STATED EXERCISE: Copy out each line that mentions the word "React".
= = = = = = =
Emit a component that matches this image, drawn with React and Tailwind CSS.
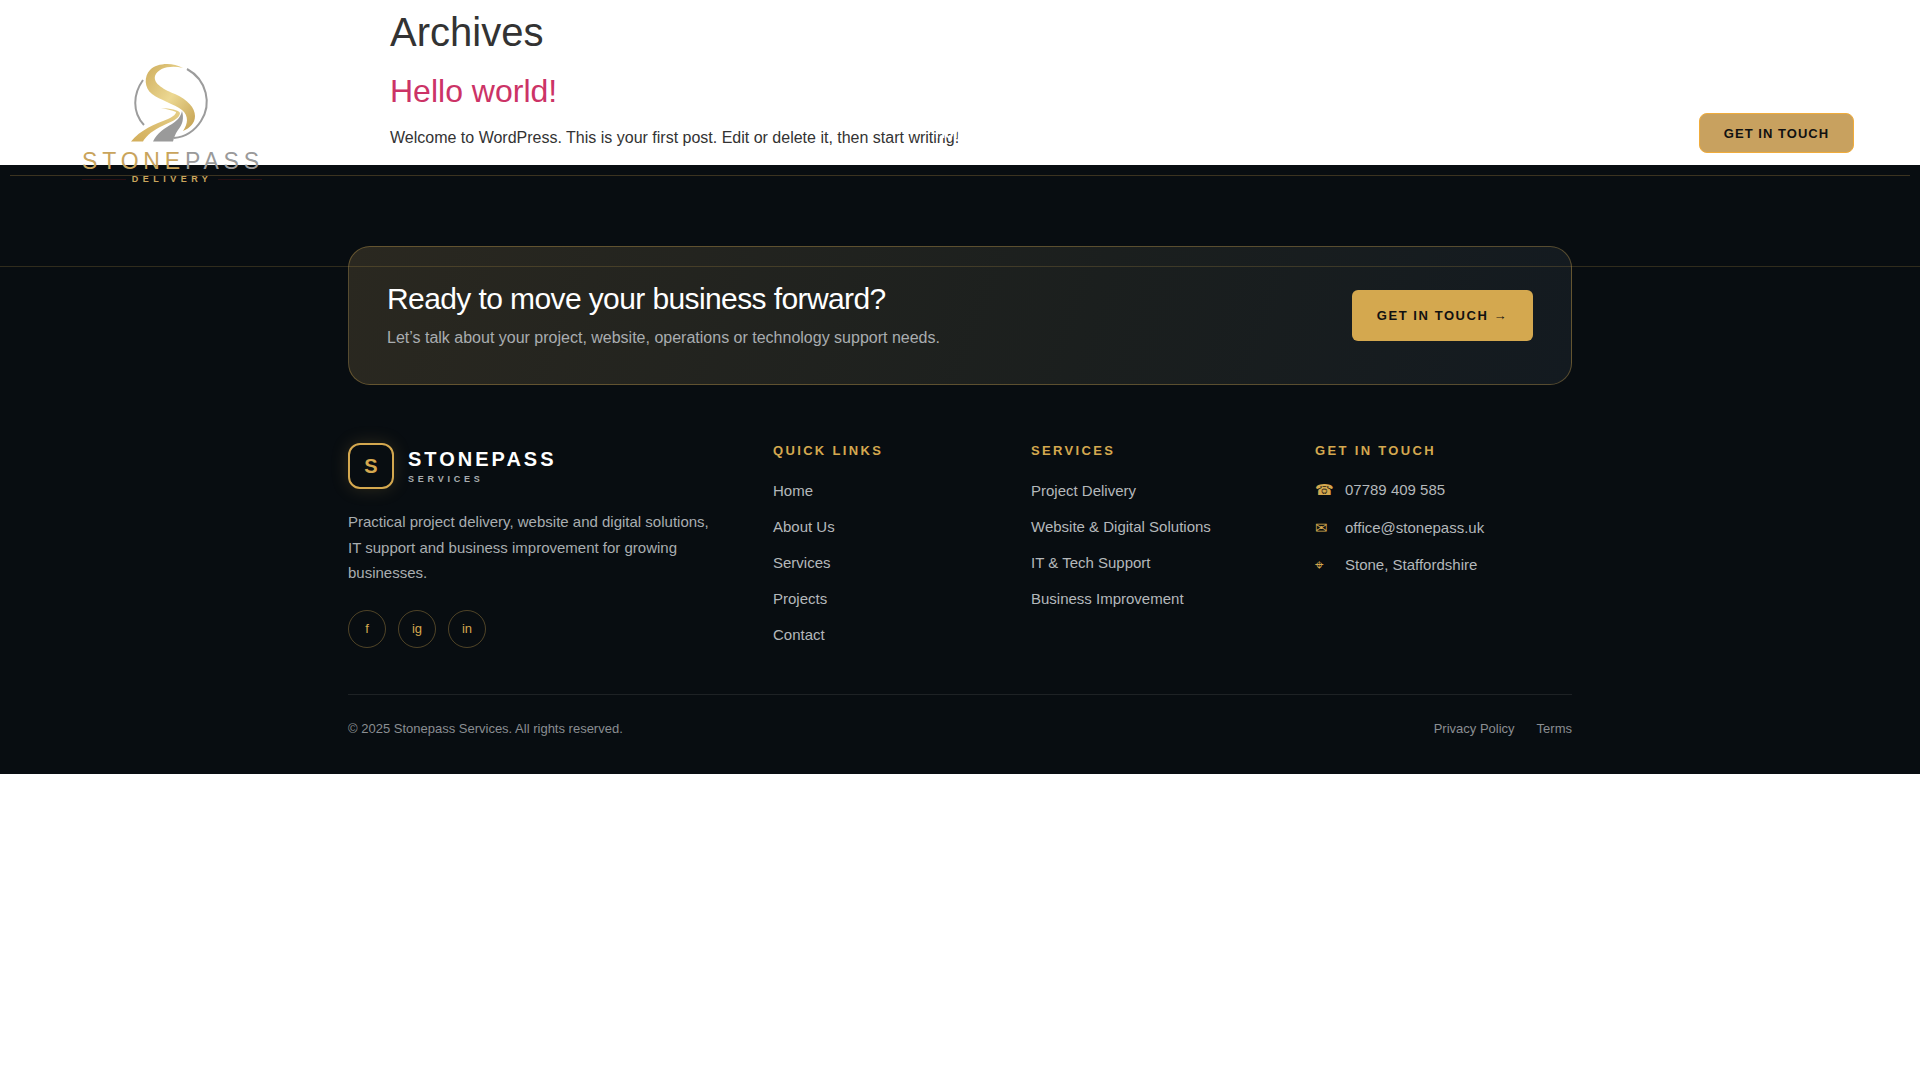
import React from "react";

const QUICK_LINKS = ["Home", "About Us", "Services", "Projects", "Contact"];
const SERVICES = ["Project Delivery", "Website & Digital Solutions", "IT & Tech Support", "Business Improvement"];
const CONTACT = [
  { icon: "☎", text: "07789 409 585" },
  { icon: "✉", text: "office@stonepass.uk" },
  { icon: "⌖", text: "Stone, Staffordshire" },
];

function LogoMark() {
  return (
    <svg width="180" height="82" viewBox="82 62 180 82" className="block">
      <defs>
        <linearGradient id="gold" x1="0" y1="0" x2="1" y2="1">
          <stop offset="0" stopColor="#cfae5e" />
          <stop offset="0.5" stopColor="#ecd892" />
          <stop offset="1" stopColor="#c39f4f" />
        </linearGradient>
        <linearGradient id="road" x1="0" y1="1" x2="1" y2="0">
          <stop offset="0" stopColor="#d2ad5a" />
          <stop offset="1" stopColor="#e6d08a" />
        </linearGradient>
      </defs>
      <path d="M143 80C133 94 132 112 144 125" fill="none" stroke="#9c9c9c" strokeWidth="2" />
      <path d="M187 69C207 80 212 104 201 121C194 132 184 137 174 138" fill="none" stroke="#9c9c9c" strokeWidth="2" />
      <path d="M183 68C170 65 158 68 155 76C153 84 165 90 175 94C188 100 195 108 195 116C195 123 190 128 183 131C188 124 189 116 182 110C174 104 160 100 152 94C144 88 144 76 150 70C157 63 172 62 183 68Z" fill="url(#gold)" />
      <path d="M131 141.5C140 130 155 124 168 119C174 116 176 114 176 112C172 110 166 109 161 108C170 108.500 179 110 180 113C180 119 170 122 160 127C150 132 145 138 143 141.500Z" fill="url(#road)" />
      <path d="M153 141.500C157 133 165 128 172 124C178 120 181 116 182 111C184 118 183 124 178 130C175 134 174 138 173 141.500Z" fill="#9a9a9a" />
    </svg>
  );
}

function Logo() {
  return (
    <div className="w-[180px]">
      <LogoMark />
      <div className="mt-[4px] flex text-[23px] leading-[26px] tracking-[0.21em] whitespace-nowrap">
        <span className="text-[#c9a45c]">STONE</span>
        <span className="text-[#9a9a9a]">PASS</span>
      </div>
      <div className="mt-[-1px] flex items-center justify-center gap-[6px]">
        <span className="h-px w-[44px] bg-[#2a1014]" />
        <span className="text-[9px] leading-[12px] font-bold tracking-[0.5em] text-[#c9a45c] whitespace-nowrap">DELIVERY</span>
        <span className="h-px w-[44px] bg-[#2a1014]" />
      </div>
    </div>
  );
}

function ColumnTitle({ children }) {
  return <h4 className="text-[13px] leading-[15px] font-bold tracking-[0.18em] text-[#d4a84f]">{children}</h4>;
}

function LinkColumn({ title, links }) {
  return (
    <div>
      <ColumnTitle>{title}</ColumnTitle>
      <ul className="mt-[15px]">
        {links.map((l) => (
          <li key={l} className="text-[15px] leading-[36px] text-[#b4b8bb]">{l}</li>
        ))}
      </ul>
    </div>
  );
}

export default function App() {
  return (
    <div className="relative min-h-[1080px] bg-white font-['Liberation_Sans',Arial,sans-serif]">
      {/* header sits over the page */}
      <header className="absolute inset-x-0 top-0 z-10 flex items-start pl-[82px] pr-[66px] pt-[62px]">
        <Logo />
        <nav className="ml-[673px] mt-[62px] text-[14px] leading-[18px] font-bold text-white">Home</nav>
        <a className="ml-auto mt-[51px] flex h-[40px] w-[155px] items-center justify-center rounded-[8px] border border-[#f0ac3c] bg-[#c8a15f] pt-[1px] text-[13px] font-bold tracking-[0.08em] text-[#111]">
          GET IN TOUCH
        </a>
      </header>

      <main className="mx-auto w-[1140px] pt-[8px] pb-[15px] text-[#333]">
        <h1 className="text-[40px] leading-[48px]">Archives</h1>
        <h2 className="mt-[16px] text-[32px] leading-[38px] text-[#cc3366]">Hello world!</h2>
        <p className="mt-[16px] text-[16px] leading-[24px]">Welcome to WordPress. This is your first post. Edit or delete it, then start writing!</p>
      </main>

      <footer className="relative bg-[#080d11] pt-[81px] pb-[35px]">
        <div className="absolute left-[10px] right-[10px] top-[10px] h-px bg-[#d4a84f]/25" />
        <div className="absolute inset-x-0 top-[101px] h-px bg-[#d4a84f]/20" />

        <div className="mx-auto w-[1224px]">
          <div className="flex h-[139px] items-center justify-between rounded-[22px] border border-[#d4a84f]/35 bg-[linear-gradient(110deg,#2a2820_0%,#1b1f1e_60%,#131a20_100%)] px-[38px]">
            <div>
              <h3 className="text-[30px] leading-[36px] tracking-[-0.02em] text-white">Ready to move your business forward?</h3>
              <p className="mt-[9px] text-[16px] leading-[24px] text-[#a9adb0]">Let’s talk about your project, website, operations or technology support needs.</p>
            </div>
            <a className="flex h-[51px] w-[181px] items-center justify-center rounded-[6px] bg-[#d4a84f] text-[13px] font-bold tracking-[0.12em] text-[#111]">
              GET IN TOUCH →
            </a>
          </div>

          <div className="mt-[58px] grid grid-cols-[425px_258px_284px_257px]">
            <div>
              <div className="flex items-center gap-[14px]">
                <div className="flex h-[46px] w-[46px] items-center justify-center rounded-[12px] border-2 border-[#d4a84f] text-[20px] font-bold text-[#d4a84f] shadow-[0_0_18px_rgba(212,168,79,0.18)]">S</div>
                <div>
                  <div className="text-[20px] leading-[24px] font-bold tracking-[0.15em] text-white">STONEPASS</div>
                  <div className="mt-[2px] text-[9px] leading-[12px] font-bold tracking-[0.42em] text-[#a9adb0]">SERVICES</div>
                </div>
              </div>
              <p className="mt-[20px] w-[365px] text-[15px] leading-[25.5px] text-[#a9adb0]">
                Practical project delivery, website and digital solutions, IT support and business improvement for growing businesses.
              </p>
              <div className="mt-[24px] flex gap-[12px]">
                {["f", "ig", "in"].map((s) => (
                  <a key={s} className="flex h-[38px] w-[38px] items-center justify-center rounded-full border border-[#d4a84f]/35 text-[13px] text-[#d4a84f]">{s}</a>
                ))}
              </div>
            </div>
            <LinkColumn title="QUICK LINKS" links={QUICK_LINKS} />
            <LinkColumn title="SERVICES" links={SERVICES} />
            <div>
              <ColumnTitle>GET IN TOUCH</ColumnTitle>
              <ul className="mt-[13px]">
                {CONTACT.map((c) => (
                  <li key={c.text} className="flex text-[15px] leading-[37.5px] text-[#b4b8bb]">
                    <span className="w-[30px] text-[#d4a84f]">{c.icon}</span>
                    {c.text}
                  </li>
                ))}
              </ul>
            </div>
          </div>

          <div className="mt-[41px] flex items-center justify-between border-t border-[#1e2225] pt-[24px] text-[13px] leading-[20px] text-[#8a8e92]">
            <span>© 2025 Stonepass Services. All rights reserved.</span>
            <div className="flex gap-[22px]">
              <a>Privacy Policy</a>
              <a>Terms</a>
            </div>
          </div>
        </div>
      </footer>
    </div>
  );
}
= = = = = = =
WORKED ANSWER:
Emit a component that matches this image, drawn with React and Tailwind CSS.
import React from "react";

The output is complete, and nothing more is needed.